DATA SECTION:
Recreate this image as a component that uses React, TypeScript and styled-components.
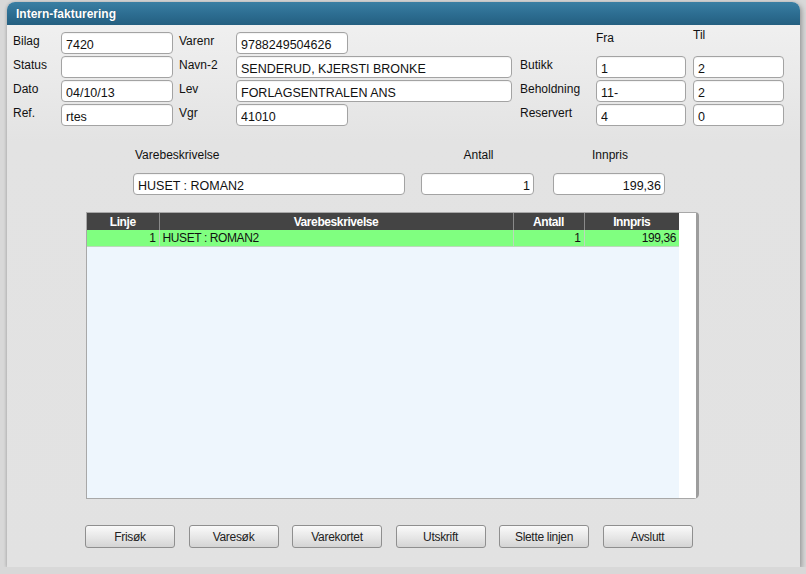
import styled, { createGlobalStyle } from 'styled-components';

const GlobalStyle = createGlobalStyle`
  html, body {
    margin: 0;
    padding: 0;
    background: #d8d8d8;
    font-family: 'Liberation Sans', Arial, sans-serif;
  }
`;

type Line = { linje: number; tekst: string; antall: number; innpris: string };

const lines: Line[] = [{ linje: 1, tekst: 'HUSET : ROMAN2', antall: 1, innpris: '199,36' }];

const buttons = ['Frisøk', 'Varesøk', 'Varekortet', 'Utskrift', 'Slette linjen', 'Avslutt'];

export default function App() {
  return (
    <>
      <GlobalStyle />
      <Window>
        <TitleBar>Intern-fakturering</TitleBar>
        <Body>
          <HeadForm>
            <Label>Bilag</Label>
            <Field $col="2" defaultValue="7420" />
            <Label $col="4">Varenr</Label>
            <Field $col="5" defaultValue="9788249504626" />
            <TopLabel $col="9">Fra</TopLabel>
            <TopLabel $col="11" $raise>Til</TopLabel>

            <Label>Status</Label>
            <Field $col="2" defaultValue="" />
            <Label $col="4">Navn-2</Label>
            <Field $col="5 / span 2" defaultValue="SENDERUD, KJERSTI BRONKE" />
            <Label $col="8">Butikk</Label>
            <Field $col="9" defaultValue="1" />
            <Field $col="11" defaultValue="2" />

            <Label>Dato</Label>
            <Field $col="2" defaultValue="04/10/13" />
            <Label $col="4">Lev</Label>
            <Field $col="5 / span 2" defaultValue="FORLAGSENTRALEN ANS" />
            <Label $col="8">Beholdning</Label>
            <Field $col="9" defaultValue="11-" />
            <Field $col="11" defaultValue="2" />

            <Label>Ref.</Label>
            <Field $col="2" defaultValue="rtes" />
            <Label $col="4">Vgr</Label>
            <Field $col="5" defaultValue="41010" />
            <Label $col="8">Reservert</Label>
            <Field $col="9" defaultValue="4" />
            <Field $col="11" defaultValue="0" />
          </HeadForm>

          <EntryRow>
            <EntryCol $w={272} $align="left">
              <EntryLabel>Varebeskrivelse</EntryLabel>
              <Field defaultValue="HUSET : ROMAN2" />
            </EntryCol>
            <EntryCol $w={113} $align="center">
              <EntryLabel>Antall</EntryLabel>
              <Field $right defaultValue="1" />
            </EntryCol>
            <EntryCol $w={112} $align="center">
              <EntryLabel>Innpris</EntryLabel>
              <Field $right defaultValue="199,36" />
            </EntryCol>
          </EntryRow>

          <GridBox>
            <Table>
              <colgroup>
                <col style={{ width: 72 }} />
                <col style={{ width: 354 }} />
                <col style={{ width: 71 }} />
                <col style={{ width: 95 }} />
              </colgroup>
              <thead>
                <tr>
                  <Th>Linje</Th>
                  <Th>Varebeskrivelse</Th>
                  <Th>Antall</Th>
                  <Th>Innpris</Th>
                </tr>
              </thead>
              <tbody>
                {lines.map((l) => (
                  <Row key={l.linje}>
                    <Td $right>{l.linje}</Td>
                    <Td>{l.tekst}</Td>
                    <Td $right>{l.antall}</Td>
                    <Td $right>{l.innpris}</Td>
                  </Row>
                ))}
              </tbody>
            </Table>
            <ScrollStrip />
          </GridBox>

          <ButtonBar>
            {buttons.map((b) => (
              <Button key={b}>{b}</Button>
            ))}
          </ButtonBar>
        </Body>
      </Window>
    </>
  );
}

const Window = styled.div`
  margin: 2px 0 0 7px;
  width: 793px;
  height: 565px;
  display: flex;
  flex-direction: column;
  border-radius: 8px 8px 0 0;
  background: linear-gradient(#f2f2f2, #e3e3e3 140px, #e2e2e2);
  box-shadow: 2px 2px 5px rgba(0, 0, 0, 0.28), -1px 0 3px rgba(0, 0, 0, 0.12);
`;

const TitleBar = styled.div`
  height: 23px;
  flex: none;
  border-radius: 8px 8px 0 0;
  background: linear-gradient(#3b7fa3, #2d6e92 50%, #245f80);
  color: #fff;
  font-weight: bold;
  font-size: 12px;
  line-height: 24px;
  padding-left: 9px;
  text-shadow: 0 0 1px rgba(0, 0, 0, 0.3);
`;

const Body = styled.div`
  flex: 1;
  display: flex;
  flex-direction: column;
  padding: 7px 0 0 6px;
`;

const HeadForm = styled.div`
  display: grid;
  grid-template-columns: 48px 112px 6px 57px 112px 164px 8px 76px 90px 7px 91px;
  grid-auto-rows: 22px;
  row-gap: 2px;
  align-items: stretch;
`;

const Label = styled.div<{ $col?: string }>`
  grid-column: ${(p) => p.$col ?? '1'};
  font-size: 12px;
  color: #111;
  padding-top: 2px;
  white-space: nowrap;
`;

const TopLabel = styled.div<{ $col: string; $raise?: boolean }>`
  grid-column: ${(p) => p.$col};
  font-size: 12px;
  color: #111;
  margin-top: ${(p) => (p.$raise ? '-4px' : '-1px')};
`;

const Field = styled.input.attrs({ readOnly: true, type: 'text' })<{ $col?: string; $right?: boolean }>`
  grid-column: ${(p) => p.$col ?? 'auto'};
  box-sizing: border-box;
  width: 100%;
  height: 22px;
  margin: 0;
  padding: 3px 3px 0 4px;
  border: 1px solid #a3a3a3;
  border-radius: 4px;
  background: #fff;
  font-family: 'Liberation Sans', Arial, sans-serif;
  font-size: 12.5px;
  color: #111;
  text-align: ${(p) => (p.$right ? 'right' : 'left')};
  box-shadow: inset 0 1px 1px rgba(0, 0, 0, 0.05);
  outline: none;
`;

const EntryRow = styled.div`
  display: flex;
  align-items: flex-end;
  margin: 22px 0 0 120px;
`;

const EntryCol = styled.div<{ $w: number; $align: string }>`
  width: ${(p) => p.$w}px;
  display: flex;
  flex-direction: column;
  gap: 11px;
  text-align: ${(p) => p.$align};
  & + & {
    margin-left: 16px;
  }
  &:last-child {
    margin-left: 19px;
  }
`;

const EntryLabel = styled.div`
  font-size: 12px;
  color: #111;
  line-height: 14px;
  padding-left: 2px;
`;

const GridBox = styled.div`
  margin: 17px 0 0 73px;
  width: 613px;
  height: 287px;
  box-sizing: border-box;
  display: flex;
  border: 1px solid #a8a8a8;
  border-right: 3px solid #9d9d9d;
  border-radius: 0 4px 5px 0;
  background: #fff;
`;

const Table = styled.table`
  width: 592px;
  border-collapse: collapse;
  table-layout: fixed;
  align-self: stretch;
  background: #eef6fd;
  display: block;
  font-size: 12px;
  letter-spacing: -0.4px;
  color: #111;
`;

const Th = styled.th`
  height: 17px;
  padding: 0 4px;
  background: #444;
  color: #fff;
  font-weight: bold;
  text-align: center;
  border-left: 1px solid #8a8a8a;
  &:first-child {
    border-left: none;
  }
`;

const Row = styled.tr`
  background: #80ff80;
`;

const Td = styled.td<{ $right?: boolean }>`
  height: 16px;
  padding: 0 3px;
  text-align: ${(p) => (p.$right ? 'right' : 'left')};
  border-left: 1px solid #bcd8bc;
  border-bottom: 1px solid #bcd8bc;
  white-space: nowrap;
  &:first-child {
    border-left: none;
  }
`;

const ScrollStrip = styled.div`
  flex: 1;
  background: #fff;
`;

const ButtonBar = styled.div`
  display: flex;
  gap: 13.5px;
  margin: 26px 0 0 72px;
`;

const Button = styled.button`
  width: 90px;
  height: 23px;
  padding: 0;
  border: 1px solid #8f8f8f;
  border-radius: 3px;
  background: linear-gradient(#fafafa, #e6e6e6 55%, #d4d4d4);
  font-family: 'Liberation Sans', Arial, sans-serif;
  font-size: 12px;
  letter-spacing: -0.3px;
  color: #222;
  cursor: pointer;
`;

GIVEN TASK: From start to finish, output the listing exactly, but omit its pictures.

TASK RESPONSE:
Recreate this image as a component that uses React, TypeScript and styled-components.
import styled, { createGlobalStyle } from 'styled-components';

const GlobalStyle = createGlobalStyle`
  html, body {
    margin: 0;
    padding: 0;
    background: #d8d8d8;
    font-family: 'Liberation Sans', Arial, sans-serif;
  }
`;

type Line = { linje: number; tekst: string; antall: number; innpris: string };

const lines: Line[] = [{ linje: 1, tekst: 'HUSET : ROMAN2', antall: 1, innpris: '199,36' }];

const buttons = ['Frisøk', 'Varesøk', 'Varekortet', 'Utskrift', 'Slette linjen', 'Avslutt'];

export default function App() {
  return (
    <>
      <GlobalStyle />
      <Window>
        <TitleBar>Intern-fakturering</TitleBar>
        <Body>
          <HeadForm>
            <Label>Bilag</Label>
            <Field $col="2" defaultValue="7420" />
            <Label $col="4">Varenr</Label>
            <Field $col="5" defaultValue="9788249504626" />
            <TopLabel $col="9">Fra</TopLabel>
            <TopLabel $col="11" $raise>Til</TopLabel>

            <Label>Status</Label>
            <Field $col="2" defaultValue="" />
            <Label $col="4">Navn-2</Label>
            <Field $col="5 / span 2" defaultValue="SENDERUD, KJERSTI BRONKE" />
            <Label $col="8">Butikk</Label>
            <Field $col="9" defaultValue="1" />
            <Field $col="11" defaultValue="2" />

            <Label>Dato</Label>
            <Field $col="2" defaultValue="04/10/13" />
            <Label $col="4">Lev</Label>
            <Field $col="5 / span 2" defaultValue="FORLAGSENTRALEN ANS" />
            <Label $col="8">Beholdning</Label>
            <Field $col="9" defaultValue="11-" />
            <Field $col="11" defaultValue="2" />

            <Label>Ref.</Label>
            <Field $col="2" defaultValue="rtes" />
            <Label $col="4">Vgr</Label>
            <Field $col="5" defaultValue="41010" />
            <Label $col="8">Reservert</Label>
            <Field $col="9" defaultValue="4" />
            <Field $col="11" defaultValue="0" />
          </HeadForm>

          <EntryRow>
            <EntryCol $w={272} $align="left">
              <EntryLabel>Varebeskrivelse</EntryLabel>
              <Field defaultValue="HUSET : ROMAN2" />
            </EntryCol>
            <EntryCol $w={113} $align="center">
              <EntryLabel>Antall</EntryLabel>
              <Field $right defaultValue="1" />
            </EntryCol>
            <EntryCol $w={112} $align="center">
              <EntryLabel>Innpris</EntryLabel>
              <Field $right defaultValue="199,36" />
            </EntryCol>
          </EntryRow>

          <GridBox>
            <Table>
              <colgroup>
                <col style={{ width: 72 }} />
                <col style={{ width: 354 }} />
                <col style={{ width: 71 }} />
                <col style={{ width: 95 }} />
              </colgroup>
              <thead>
                <tr>
                  <Th>Linje</Th>
                  <Th>Varebeskrivelse</Th>
                  <Th>Antall</Th>
                  <Th>Innpris</Th>
                </tr>
              </thead>
              <tbody>
                {lines.map((l) => (
                  <Row key={l.linje}>
                    <Td $right>{l.linje}</Td>
                    <Td>{l.tekst}</Td>
                    <Td $right>{l.antall}</Td>
                    <Td $right>{l.innpris}</Td>
                  </Row>
                ))}
              </tbody>
            </Table>
            <ScrollStrip />
          </GridBox>

          <ButtonBar>
            {buttons.map((b) => (
              <Button key={b}>{b}</Button>
            ))}
          </ButtonBar>
        </Body>
      </Window>
    </>
  );
}

const Window = styled.div`
  margin: 2px 0 0 7px;
  width: 793px;
  height: 565px;
  display: flex;
  flex-direction: column;
  border-radius: 8px 8px 0 0;
  background: linear-gradient(#f2f2f2, #e3e3e3 140px, #e2e2e2);
  box-shadow: 2px 2px 5px rgba(0, 0, 0, 0.28), -1px 0 3px rgba(0, 0, 0, 0.12);
`;

const TitleBar = styled.div`
  height: 23px;
  flex: none;
  border-radius: 8px 8px 0 0;
  background: linear-gradient(#3b7fa3, #2d6e92 50%, #245f80);
  color: #fff;
  font-weight: bold;
  font-size: 12px;
  line-height: 24px;
  padding-left: 9px;
  text-shadow: 0 0 1px rgba(0, 0, 0, 0.3);
`;

const Body = styled.div`
  flex: 1;
  display: flex;
  flex-direction: column;
  padding: 7px 0 0 6px;
`;

const HeadForm = styled.div`
  display: grid;
  grid-template-columns: 48px 112px 6px 57px 112px 164px 8px 76px 90px 7px 91px;
  grid-auto-rows: 22px;
  row-gap: 2px;
  align-items: stretch;
`;

const Label = styled.div<{ $col?: string }>`
  grid-column: ${(p) => p.$col ?? '1'};
  font-size: 12px;
  color: #111;
  padding-top: 2px;
  white-space: nowrap;
`;

const TopLabel = styled.div<{ $col: string; $raise?: boolean }>`
  grid-column: ${(p) => p.$col};
  font-size: 12px;
  color: #111;
  margin-top: ${(p) => (p.$raise ? '-4px' : '-1px')};
`;

const Field = styled.input.attrs({ readOnly: true, type: 'text' })<{ $col?: string; $right?: boolean }>`
  grid-column: ${(p) => p.$col ?? 'auto'};
  box-sizing: border-box;
  width: 100%;
  height: 22px;
  margin: 0;
  padding: 3px 3px 0 4px;
  border: 1px solid #a3a3a3;
  border-radius: 4px;
  background: #fff;
  font-family: 'Liberation Sans', Arial, sans-serif;
  font-size: 12.5px;
  color: #111;
  text-align: ${(p) => (p.$right ? 'right' : 'left')};
  box-shadow: inset 0 1px 1px rgba(0, 0, 0, 0.05);
  outline: none;
`;

const EntryRow = styled.div`
  display: flex;
  align-items: flex-end;
  margin: 22px 0 0 120px;
`;

const EntryCol = styled.div<{ $w: number; $align: string }>`
  width: ${(p) => p.$w}px;
  display: flex;
  flex-direction: column;
  gap: 11px;
  text-align: ${(p) => p.$align};
  & + & {
    margin-left: 16px;
  }
  &:last-child {
    margin-left: 19px;
  }
`;

const EntryLabel = styled.div`
  font-size: 12px;
  color: #111;
  line-height: 14px;
  padding-left: 2px;
`;

const GridBox = styled.div`
  margin: 17px 0 0 73px;
  width: 613px;
  height: 287px;
  box-sizing: border-box;
  display: flex;
  border: 1px solid #a8a8a8;
  border-right: 3px solid #9d9d9d;
  border-radius: 0 4px 5px 0;
  background: #fff;
`;

const Table = styled.table`
  width: 592px;
  border-collapse: collapse;
  table-layout: fixed;
  align-self: stretch;
  background: #eef6fd;
  display: block;
  font-size: 12px;
  letter-spacing: -0.4px;
  color: #111;
`;

const Th = styled.th`
  height: 17px;
  padding: 0 4px;
  background: #444;
  color: #fff;
  font-weight: bold;
  text-align: center;
  border-left: 1px solid #8a8a8a;
  &:first-child {
    border-left: none;
  }
`;

const Row = styled.tr`
  background: #80ff80;
`;

const Td = styled.td<{ $right?: boolean }>`
  height: 16px;
  padding: 0 3px;
  text-align: ${(p) => (p.$right ? 'right' : 'left')};
  border-left: 1px solid #bcd8bc;
  border-bottom: 1px solid #bcd8bc;
  white-space: nowrap;
  &:first-child {
    border-left: none;
  }
`;

const ScrollStrip = styled.div`
  flex: 1;
  background: #fff;
`;

const ButtonBar = styled.div`
  display: flex;
  gap: 13.5px;
  margin: 26px 0 0 72px;
`;

const Button = styled.button`
  width: 90px;
  height: 23px;
  padding: 0;
  border: 1px solid #8f8f8f;
  border-radius: 3px;
  background: linear-gradient(#fafafa, #e6e6e6 55%, #d4d4d4);
  font-family: 'Liberation Sans', Arial, sans-serif;
  font-size: 12px;
  letter-spacing: -0.3px;
  color: #222;
  cursor: pointer;
`;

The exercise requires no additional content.